Sebagai informasi, indeks persaingan usaha merupakan
satu-satunya indikator persaingan usaha yang mencakup seluruh provinsi di Indonesia
dan 15 (lima belas) sektor ekonomi. Indeks tersebut diukur melalui survei
terhadap 34 (tiga puluh empat) dengan responden yang mewakili berbagai
institusi seperti Kamar Dagang dan Industri, akademisi, Bank Indonesia, dan
Dinas Perindustrian dan Perdagangan Provinsi.
Lanjutnya, kajian dilaksanakan dengan menggunakan konsep
atau paradigma struktur, perilaku dan kinerja (SCP) industri. Faktor lingkungan
bisnis seperti peraturan, kelembagaan, faktor permintaan dan penawaran juga
menjadi dimensi pembentuk indeks persaingan usaha.
Kajian tersebut juga menyimpulkan berbagai sektor dengan
tingkat persaingan usaha yang tinggi dan rendah. Disimpulkan bahwa pada tahun
2022, sektor (i) Penyediaan Akomodasi dan Makan Minum; (ii) Perdagangan Besar,
Eceran, Reparasi Mobil, dan Sepeda Motor; dan (iii) Jasa Keuangan dan Asuransi
secara berurutan merupakan tiga sektor dengan tingkat persaingan usaha
tertinggi. Sementara sektor (i) Pengadaan Listrik dan Gas; (ii) Pengadaan Air,
Pengelolaan Sampah, Limbah, dan Daur Ulang; dan (iii) Pertambangan dan Penggalian;
secara berurutan merupakan tiga sektor dengan tingkat persaingan usaha terendah.

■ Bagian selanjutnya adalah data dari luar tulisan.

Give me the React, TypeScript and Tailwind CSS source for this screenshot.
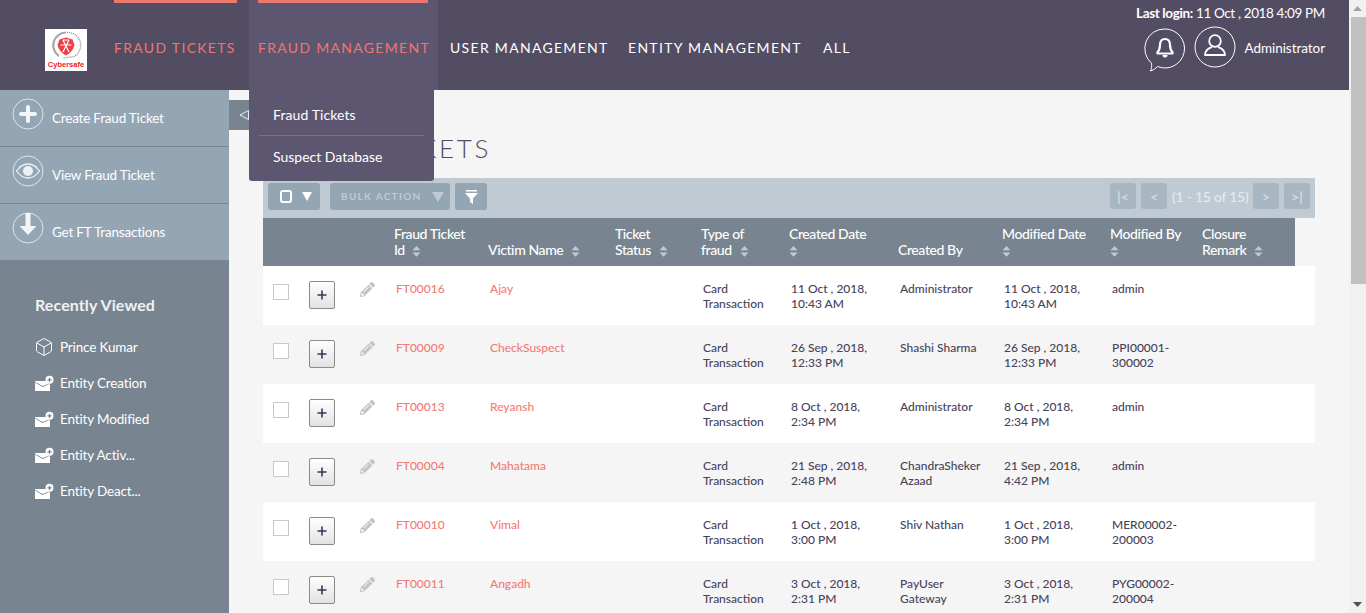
import React from "react";
import { FaPencilAlt } from "react-icons/fa";
import { Box } from "lucide-react";

const rows = [
  ["FT00016", "Ajay", "11 Oct , 2018,", "10:43 AM", "Administrator", "", "11 Oct , 2018,", "10:43 AM", "admin", ""],
  ["FT00009", "CheckSuspect", "26 Sep , 2018,", "12:33 PM", "Shashi Sharma", "", "26 Sep , 2018,", "12:33 PM", "PPI00001-", "300002"],
  ["FT00013", "Reyansh", "8 Oct , 2018,", "2:34 PM", "Administrator", "", "8 Oct , 2018,", "2:34 PM", "admin", ""],
  ["FT00004", "Mahatama", "21 Sep , 2018,", "2:48 PM", "ChandraSheker", "Azaad", "21 Sep , 2018,", "4:42 PM", "admin", ""],
  ["FT00010", "Vimal", "1 Oct , 2018,", "3:00 PM", "Shiv Nathan", "", "1 Oct , 2018,", "3:00 PM", "MER00002-", "200003"],
  ["FT00011", "Angadh", "3 Oct , 2018,", "2:31 PM", "PayUser", "Gateway", "3 Oct , 2018,", "2:31 PM", "PYG00002-", "200004"],
];

function Sort() {
  return (
    <svg width="9" height="13" viewBox="0 0 9 13" className="inline-block align-[-3px]" fill="#bfcad3">
      <path d="M4.500 1 8.500 5.200H.5zM.5 7.600h8l-4 4.200z" />
    </svg>
  );
}

function PlusIcon() {
  return (
    <svg width="32" height="32" viewBox="0 0 32 32" fill="none">
      <circle cx="16" cy="16" r="15" stroke="#dfe5ea" strokeWidth="1" />
      <path d="M16 9v14M9 16h14" stroke="#f2f4f6" strokeWidth="4" strokeLinecap="round" />
    </svg>
  );
}
function EyeIcon() {
  return (
    <svg width="32" height="32" viewBox="0 0 32 32" fill="none">
      <circle cx="16" cy="16" r="15" stroke="#dfe5ea" strokeWidth="1" />
      <path d="M4.500 16C8 11 12 9 16 9s8 2 11.500 7C24 21 20 23 16 23s-8-2-11.500-7Z" stroke="#eef1f4" strokeWidth="1.300" />
      <circle cx="16" cy="16" r="5" fill="#eef1f4" />
    </svg>
  );
}
function DownIcon() {
  return (
    <svg width="32" height="32" viewBox="0 0 32 32" fill="none">
      <circle cx="16" cy="16" r="15" stroke="#dfe5ea" strokeWidth="1" />
      <path d="M13.500 1h5v13h6L16 23 7.500 14h6z" fill="#f2f4f6" />
    </svg>
  );
}
function MailPlus() {
  return (
    <svg width="19" height="16" viewBox="0 0 19 16">
      <path d="M0 6h11.500a5.500 5.500 0 0 0 3.500 3.700V16H0V7.500l7.500 4.500L15 8.500l-.5-.3L7.500 11 0 6.800z" fill="#fff" />
      <circle cx="14.500" cy="4.800" r="4" fill="#fff" />
      <path d="M14.500 2.700v4.200M12.400 4.800h4.200" stroke="#78848f" strokeWidth="1.200" />
    </svg>
  );
}
function Logo() {
  return (
    <div className="w-[42px] h-[42px] bg-white flex flex-col items-center shrink-0">
      <svg width="42" height="31" viewBox="0 0 42 31" fill="none" className="shrink-0">
        <path d="M21 3.500A12.800 12.800 0 0 0 14 27" stroke="#a6a6a6" strokeWidth="2.200" />
        <path d="M22 3.500A12.800 12.800 0 0 1 29 27.500L18 29" stroke="#8f8f8f" strokeWidth="1.400" strokeDasharray="1 1" />
        <path d="M21 8.500l6.500 2 2 5.500c-1 4.500-4 8-8.500 10.500-4.500-2.500-7.500-6-8.500-10.500l2-5.500z" fill="#ee3f47" />
        <path d="M18 11l6 12M24 11l-6 12M15.500 16h11M18 11h6" stroke="#fff" strokeWidth="1.200" />
      </svg>
      <span className="text-[7.500px] leading-[9px] font-bold text-[#f0171f] font-['Liberation_Sans',sans-serif]">Cybersafe</span>
    </div>
  );
}

const navCls = "text-[14px] tracking-[1.300px] leading-none whitespace-nowrap pt-[6px]";
const pagerCls = "w-[26px] h-[26px] rounded-[3px] bg-[#a8b6c1] flex items-center justify-center text-[14px] font-bold text-[#d3dbe1]";

export default function App() {
  return (
    <div className="flex h-[613px] w-full overflow-hidden bg-[#f5f5f5] font-['Lato',sans-serif] text-[13px]">
      <div className="relative flex-1 min-w-0 flex flex-col">
        <header className="h-[90px] bg-[#534d64] flex items-center shrink-0 relative">
          <div className="ml-[45px] mr-[27px] mt-[10px]"><Logo /></div>
          <nav className="flex items-center h-full">
            <div className={`relative h-full w-[123px] flex items-center text-[#ee7670] ${navCls}`}>
              <span className="absolute top-0 left-0 right-0 h-[3px] bg-[#ee7670]" />
              FRAUD TICKETS
            </div>
            <div className={`relative h-full w-[189px] flex items-center text-[#ee7670] bg-[#5d5670] ml-[12px] pl-[9px] ${navCls}`}>
              <span className="absolute top-0 left-[9px] right-[10px] h-[3px] bg-[#ee7670]" />
              FRAUD MANAGEMENT
              <div className="absolute z-20 left-0 top-[90px] w-[185px] h-[91px] bg-[#5d5670] rounded-b-[3px] px-[10px] pt-[5px] text-[14px] tracking-normal text-white">
                <div className="h-[41px] box-border pl-[14px] flex items-center border-b border-[#787287] tracking-[0.100px]">Fraud Tickets</div>
                <div className="h-[42px] pl-[14px] flex items-center">Suspect Database</div>
              </div>
            </div>
            <div className={`text-white ml-[12px] w-[157px] ${navCls}`}>USER MANAGEMENT</div>
            <div className={`text-white ml-[21px] w-[174px] ${navCls}`}>ENTITY MANAGEMENT</div>
            <div className={`text-white ml-[21px] ${navCls}`}>ALL</div>
          </nav>
          <div className="ml-auto mr-[24px] self-stretch flex flex-col items-end text-white pt-[6px]">
            <div className="text-[13.500px] leading-[15px] tracking-[-0.370px]"><span className="font-bold">Last login:</span> 11 Oct , 2018 4:09 PM</div>
            <div className="flex items-center mt-[3px]">
              <svg width="42" height="46" viewBox="0 0 42 46" fill="none" className="mt-[3px]">
                <path d="M21 2a19.500 19.500 0 1 1-7.500 37.500C11.500 41.500 9.500 43 6.500 44c1-2 1.500-4.500 1-7.800A19.500 19.500 0 0 1 21 2Z" stroke="#fff" strokeWidth="1" fill="none" />
                <path d="M21 12c-3.500 0-5 2.500-5 6 0 3.500-.8 5.500-2.500 7v1.500h15V25c-1.700-1.500-2.500-3.500-2.500-7 0-3.500-1.500-6-5-6Z" stroke="#fff" strokeWidth="2.200" strokeLinejoin="round" />
                <path d="M18.500 28a2.500 2.500 0 0 0 5 0z" fill="#fff" />
              </svg>
              <svg width="42" height="42" viewBox="0 0 42 42" fill="none" className="ml-[8px] mb-[3px]">
                <circle cx="21" cy="21" r="20" stroke="#fff" strokeWidth="1" />
                <circle cx="21" cy="15" r="5.800" stroke="#fff" strokeWidth="1.800" />
                <path d="M18 21c-2.500 1-7 2.500-7 8h20c0-5.500-4.500-7-7-8" stroke="#fff" strokeWidth="1.800" strokeLinejoin="round" />
              </svg>
              <span className="text-[13.500px] ml-[8px] tracking-[-0.050px]">Administrator</span>
            </div>
          </div>
        </header>

        <div className="flex flex-1 min-h-0">
          <aside className="w-[229px] shrink-0 bg-[#78848f] text-white">
            <div className="bg-[#94a5b4]">
              {[["Create Fraud Ticket", <PlusIcon />], ["View Fraud Ticket", <EyeIcon />], ["Get FT Transactions", <DownIcon />]].map(([label, icon], i) => (
                <div key={i} className={`box-border flex pl-[12px] pt-[8px] ${i < 2 ? "h-[57px] border-b border-[#78848f]" : "h-[56px]"}`}>
                  {icon}
                  <span className="ml-[8px] mt-[12px] text-[13.500px] leading-[17px] tracking-[-0.200px]">{label as string}</span>
                </div>
              ))}
            </div>
            <h3 className="ml-[35px] mt-[35px] text-[16px] leading-[20px] font-bold tracking-[0.100px] text-[#f0f2f4]">Recently Viewed</h3>
            <ul className="ml-[35px] mt-[23px] flex flex-col gap-[18px] text-[13.500px] leading-[18px] tracking-[-0.150px]">
              <li className="flex items-center gap-[6px] -ml-[1px] h-[18px]"><Box size={20} strokeWidth={1.2} color="#fff" /><span>Prince Kumar</span></li>
              {["Entity Creation", "Entity Modified", "Entity Activ...", "Entity Deact..."].map((t) => (
                <li key={t} className="flex items-center gap-[6px]"><MailPlus /><span>{t}</span></li>
              ))}
            </ul>
          </aside>

          <main className="flex-1 min-w-0 relative">
            <div className="absolute left-0 top-[10px] w-[20px] h-[30px] bg-[#78848f] flex items-center pl-[10px]">
              <svg width="10" height="12" viewBox="0 0 10 12" fill="none"><path d="M9.500 1.500v9L1 6z" stroke="#e8ecef" strokeWidth="1" /></svg>
            </div>
            <div className="ml-[34px] mr-[34px]">
              <h1 className="pt-[43px] h-[88px] box-border text-[26px] leading-[30px] font-light tracking-[2.800px] text-[#534d64]">FRAUD TICKETS</h1>
              <div className="h-[40px] bg-[#bfcad3] flex items-start pt-[5px] pl-[5px] pr-[5px]">
                <div className="w-[52px] h-[27px] rounded-[3px] bg-[#94a5b4] flex items-center pl-[12px] gap-[10px]">
                  <span className="w-[12px] h-[13px] border-2 border-white rounded-[3px]" />
                  <svg width="10" height="9" viewBox="0 0 10 9"><path d="M0 0h10L5 9z" fill="#fff" /></svg>
                </div>
                <div className="ml-[10px] w-[120px] h-[27px] rounded-[3px] bg-[#94a5b4] flex items-center pl-[11px] text-[10px] font-bold tracking-[1.300px] text-[#bfcad3]">
                  BULK ACTION
                  <svg width="12" height="10" viewBox="0 0 12 10" className="ml-[10px]"><path d="M0 0h12L6 10z" fill="#bfcad3" /></svg>
                </div>
                <div className="ml-[5px] w-[32px] h-[27px] rounded-[3px] bg-[#94a5b4] flex items-center justify-center">
                  <svg width="13" height="14" viewBox="0 0 13 14"><path d="M1 0h11v1.500H1zM0 3h13L8 8.500V14L5 12V8.500z" fill="#fff" /></svg>
                </div>
                <div className="ml-auto flex items-center gap-[5px]">
                  {["|<", "<"].map((s) => (
                    <div key={s} className={pagerCls}>{s}</div>
                  ))}
                  <span className="w-[78px] whitespace-nowrap text-[14px] font-medium text-[#e4e9ed] -mr-[2px] tracking-[-0.250px]">(1 - 15 of 15)</span>
                  {[">", ">|"].map((s) => (
                    <div key={s} className={pagerCls}>{s}</div>
                  ))}
                </div>
              </div>
              <div className="w-[1032px] h-[48px] bg-[#78848f] grid grid-cols-[131px_94px_127px_86px_88px_109px_104px_108px_92px_93px] items-end pb-[8px] text-[14px] leading-[16px] font-medium text-white tracking-[-0.400px]">
                <div />
                <div>Fraud Ticket<br />Id <span className="ml-[4px]"><Sort /></span></div>
                <div>Victim Name <span className="ml-[5px]"><Sort /></span></div>
                <div>Ticket<br />Status <span className="ml-[5px]"><Sort /></span></div>
                <div>Type of<br />fraud <span className="ml-[5px]"><Sort /></span></div>
                <div>Created Date<br /><Sort /></div>
                <div>Created By</div>
                <div>Modified Date<br /><Sort /></div>
                <div>Modified By<br /><Sort /></div>
                <div>Closure<br />Remark <span className="ml-[5px]"><Sort /></span></div>
              </div>
              {rows.map((r, i) => (
                <div key={r[0]} className={`h-[59px] grid grid-cols-[46px_46px_40px_95px_127px_86px_88px_109px_104px_108px_92px_111px] leading-[15px] text-[12px] font-medium text-[#48435a] pt-[15px] box-border ${i % 2 ? "bg-[#f5f5f5]" : "bg-white"}`}>
                  <div className="pl-[10px]"><span className="block w-[16px] h-[16px] mt-[3px] bg-white border border-[#bfcad3]" /></div>
                  <div><span className="flex w-[26px] h-[28px] rounded-[2px] border border-[#8a8a8a] bg-gradient-to-b from-[#ffffff] to-[#e2e2e2] items-center justify-center text-[#333]">
                    <svg width="10" height="10" viewBox="0 0 10 10"><path d="M5 .5v9M.5 5h9" stroke="#3a3550" strokeWidth="1.600" /></svg>
                  </span></div>
                  <div className="pl-[5px] pt-[1px] text-[#c2c4c6]"><FaPencilAlt size={15} /></div>
                  <div className="text-[#f37b76] pl-[1px]">{r[0]}</div>
                  <div className="text-[#f37b76]">{r[1]}</div>
                  <div />
                  <div>Card<br />Transaction</div>
                  <div>{r[2]}<br />{r[3]}</div>
                  <div>{r[4]}<br />{r[5]}</div>
                  <div>{r[6]}<br />{r[7]}</div>
                  <div>{r[8]}<br />{r[9]}</div>
                  <div />
                </div>
              ))}
            </div>
          </main>
        </div>
      </div>
      <div className="w-[17px] shrink-0 bg-[#f1f1f1] flex flex-col relative">
        <div className="h-[17px] flex items-center justify-center">
          <svg width="9" height="5" viewBox="0 0 9 5"><path d="M4.500 0 9 5H0z" fill="#a3a3a3" /></svg>
        </div>
        <div className="ml-[2px] w-[15px] h-[267px] bg-[#c1c1c1]" />
        <div className="mt-auto h-[17px] flex items-center justify-center">
          <svg width="9" height="5" viewBox="0 0 9 5"><path d="M0 0h9L4.500 5z" fill="#505050" /></svg>
        </div>
      </div>
    </div>
  );
}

Terhadap temuan CEDS UNPAD tersebut, KPPU berharap dengan
meningkatnya Indeks Persaingan Usaha, dapat terjadi peningkatan kesejahteraan
dan tingkat inflasi yang terkendali. Menurut Mulyawan R, Direktur Ekonomi KPPU
yang turut hadir dalam diseminasi hasil kajian tersebut, saat ini telah
berkembang pemahaman bahwa persaingan usaha menjadi salah satu instrumen
pengendalian inflasi dengan cara meningkatkan daya beli masyarakat melalui
peningkatan kesejahteraan, dan mencegah perilaku pelaku usaha melakukan praktik
monopoli dengan menaikkan harga diatas kewajaran.